His signature chuckle.

“Open it,” he said.

So I did.  The inscription reads: “To Steve. With Almost 50 Years – Can You Believe It? — Of Friendship and Respect.  Jay.”

I learned a lot from Jay, one thing being that a story needs a strong kicker.  He was masterful at kickers.  And I am certain that he would have one now, politely offered, for his own ending.  Something funny and sensitive and truthful.  The way he wrote his life.

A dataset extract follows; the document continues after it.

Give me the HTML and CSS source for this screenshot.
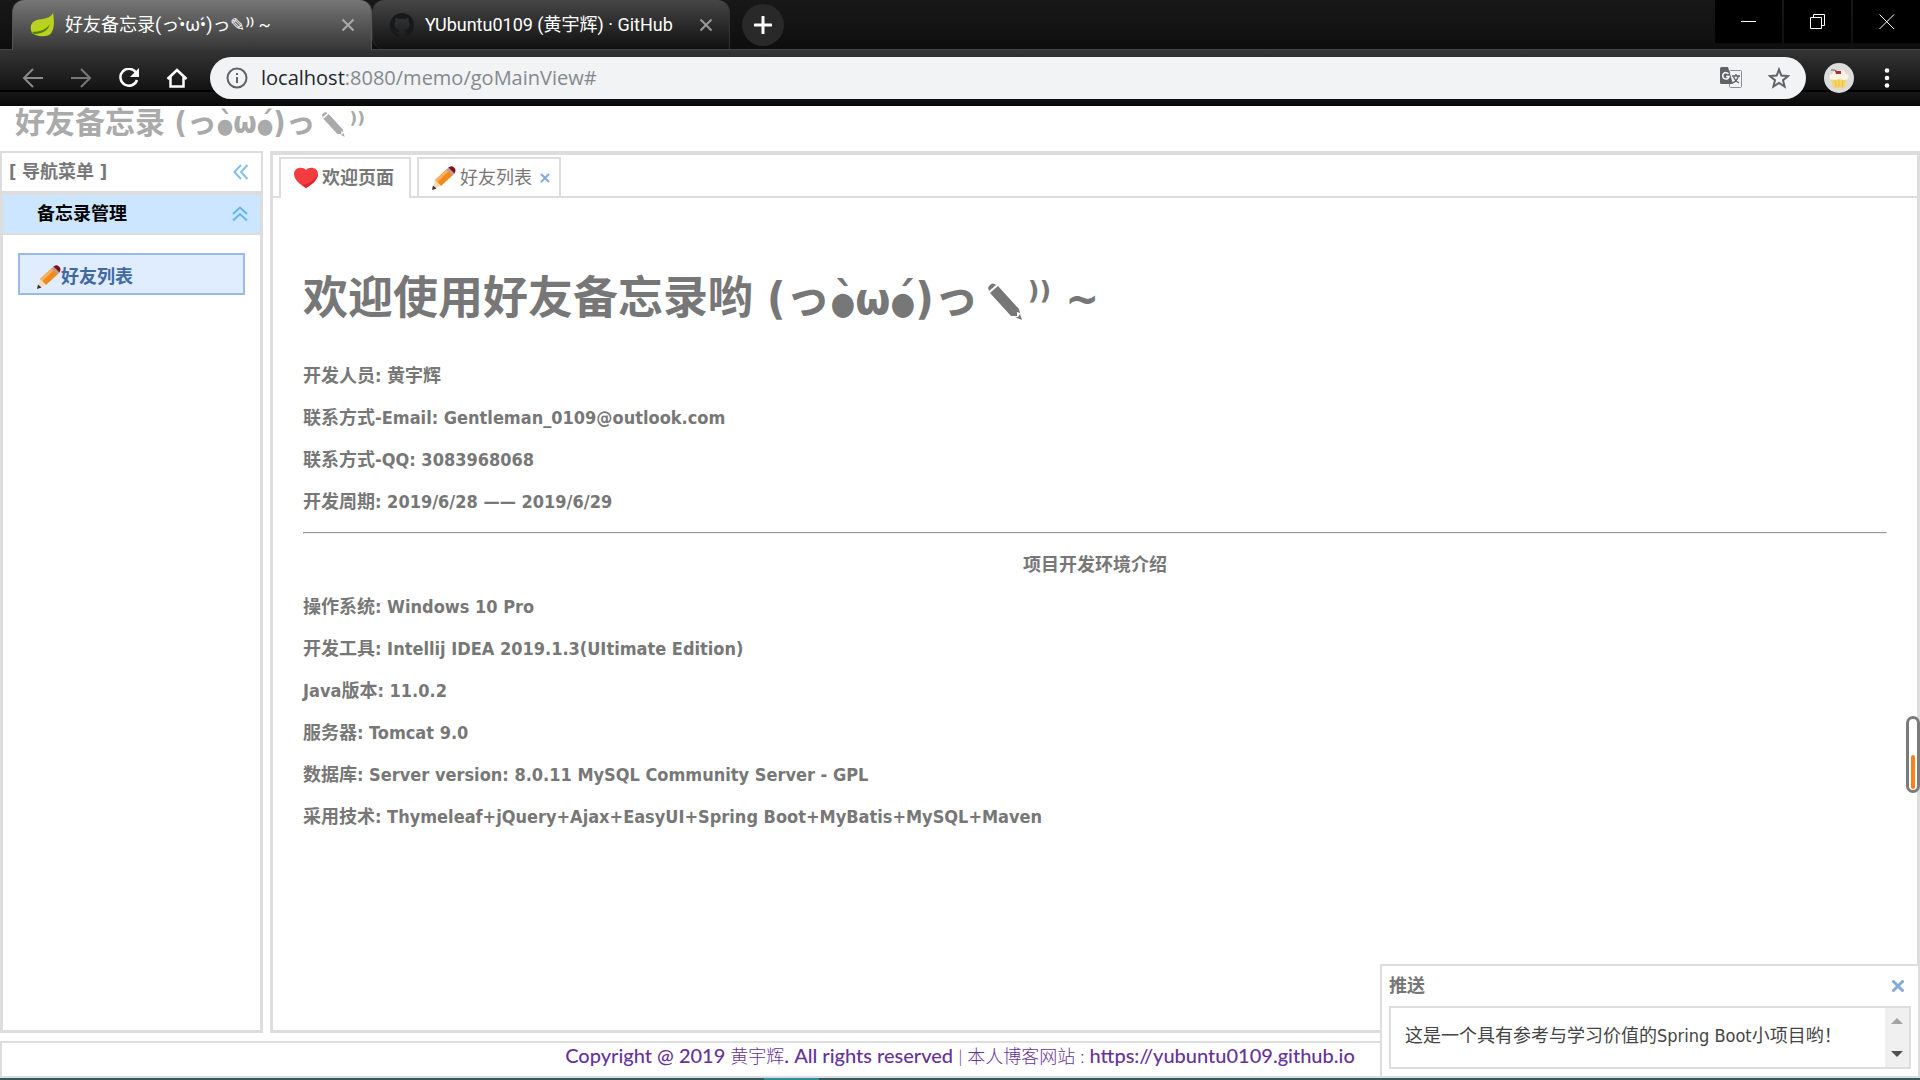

7 thoughts on “Missouri Jay”

  1. Steve, thanks for reaching back in time, mind and heart to produce an eloquent tribute to Jay. I had to fight back tears of sadness and joy of your special relationship. A lot of Jay’s wit, insight and writing talent certainly rubbed off on you.

  2. Steve,

    Thanks so much for mentioning me and Mark S. in your distinguished blog. Coming from you, that really means a lot to me!
    I am sorry we didn’t get to know each other well at Mizzou. I had pretty much moved from sports writing to writing news while you were there. But I was well aware of the good work you were doing. Jay and I both continued doing sports for KCCS until almost our graduation in ’72. No question he was a great guy to know and learn from. He is sorely missed.
    Regards,
    Bob K.

  3. Fifty years ago today (at this writing … June 8, 1972), Kansas City and Washington D.C. were granted NHL expansion franchises.
    I’m thinking of Jay this afternoon. The way he told the story, Jay was hired by the Star and Times the same day K.C. got the franchise.